%%

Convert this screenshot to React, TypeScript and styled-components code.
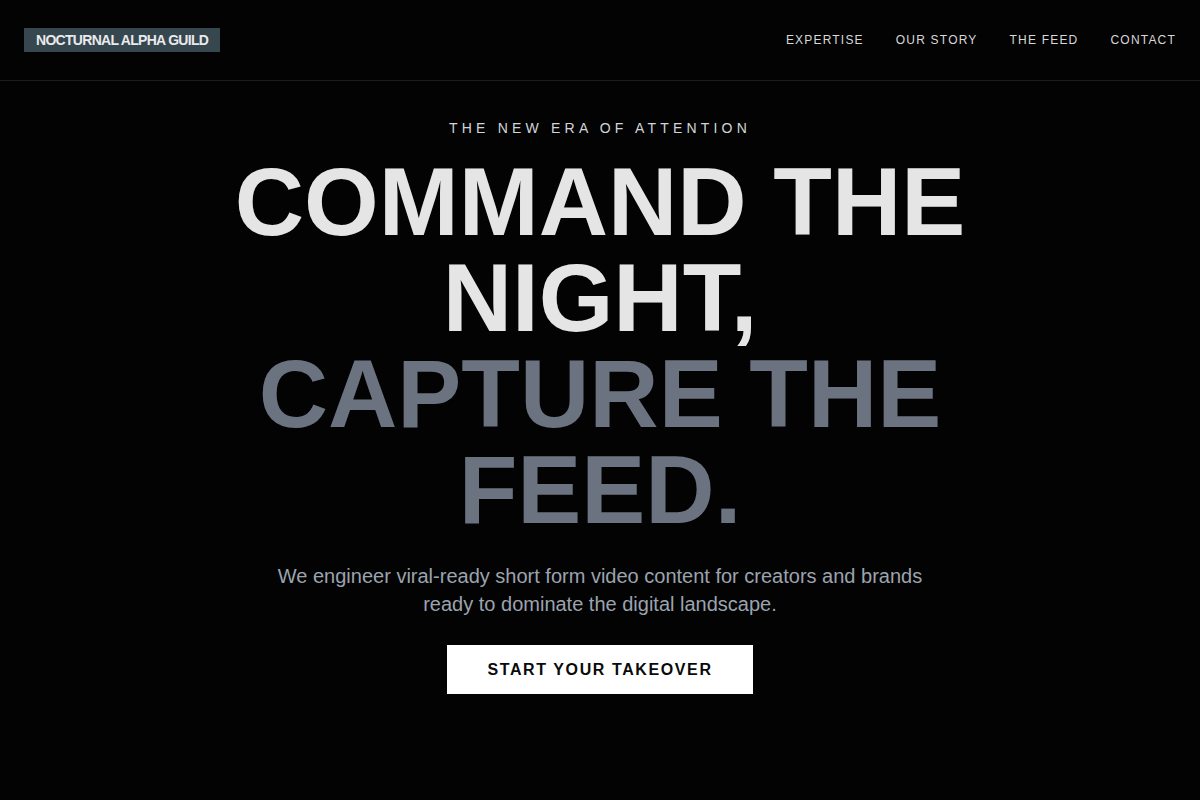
import styled, { createGlobalStyle } from "styled-components";

const GlobalStyle = createGlobalStyle`
  * {
    box-sizing: border-box;
  }
  html,
  body {
    margin: 0;
    padding: 0;
    background-color: #030303;
    font-family: "Liberation Sans", Arial, sans-serif;
  }
`;

const Page = styled.div`
  min-height: 800px;
  background-color: #030303;
  color: #e5e5e5;
`;

const Header = styled.header`
  display: flex;
  align-items: center;
  justify-content: space-between;
  height: 81px;
  padding: 0 24px;
  border-bottom: 1px solid #1c1c1c;
`;

const Logo = styled.div`
  display: inline-block;
  padding: 0 12px;
  height: 24px;
  line-height: 24px;
  background-color: #37474f;
  color: #e8eaec;
  font-size: 14px;
  font-weight: 700;
  letter-spacing: -0.05em;
  white-space: nowrap;
`;

const Nav = styled.nav`
  display: flex;
  align-items: center;
  gap: 32px;
`;

const NavLink = styled.a`
  color: #d8d8d8;
  font-size: 12px;
  letter-spacing: 0.1em;
  text-decoration: none;
  text-transform: uppercase;
  cursor: pointer;
`;

const Hero = styled.section`
  display: flex;
  flex-direction: column;
  align-items: center;
  padding-top: 37px;
  text-align: center;
`;

const Eyebrow = styled.p`
  margin: 0 0 16px;
  font-size: 14px;
  line-height: 20px;
  letter-spacing: 0.3em;
  color: #d1d5db;
  text-transform: uppercase;
`;

const Headline = styled.h1`
  margin: 0;
  max-width: 800px;
  font-size: 96px;
  line-height: 1;
  font-weight: 700;
  color: #e5e5e5;
`;

const Muted = styled.span`
  display: block;
  color: #6b7280;
`;

const Lead = styled.p`
  margin: 24px 0 0;
  max-width: 672px;
  font-size: 20px;
  line-height: 28px;
  color: #9ca3af;
`;

const CallButton = styled.button`
  margin-top: 27px;
  padding: 14px 40px;
  border: none;
  background-color: #ffffff;
  color: #0a0a0a;
  font-family: inherit;
  font-size: 16px;
  line-height: 21px;
  font-weight: 700;
  letter-spacing: 0.1em;
  text-transform: uppercase;
  cursor: pointer;
`;

const links = ["Expertise", "Our Story", "The Feed", "Contact"];

const App = () => {
  return (
    <Page>
      <GlobalStyle />
      <Header>
        <Logo>NOCTURNAL ALPHA GUILD</Logo>
        <Nav>
          {links.map((link) => (
            <NavLink key={link}>{link}</NavLink>
          ))}
        </Nav>
      </Header>
      <Hero>
        <Eyebrow>The new era of attention</Eyebrow>
        <Headline>
          COMMAND THE NIGHT,
          <Muted>CAPTURE THE FEED.</Muted>
        </Headline>
        <Lead>
          We engineer viral-ready short form video content for creators and
          brands ready to dominate the digital landscape.
        </Lead>
        <CallButton>Start Your Takeover</CallButton>
      </Hero>
    </Page>
  );
};

export default App;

%%

Stated goal:
Scan the lines above for "components", then copy every one that has it.

Result:
Convert this screenshot to React, TypeScript and styled-components code.
import styled, { createGlobalStyle } from "styled-components";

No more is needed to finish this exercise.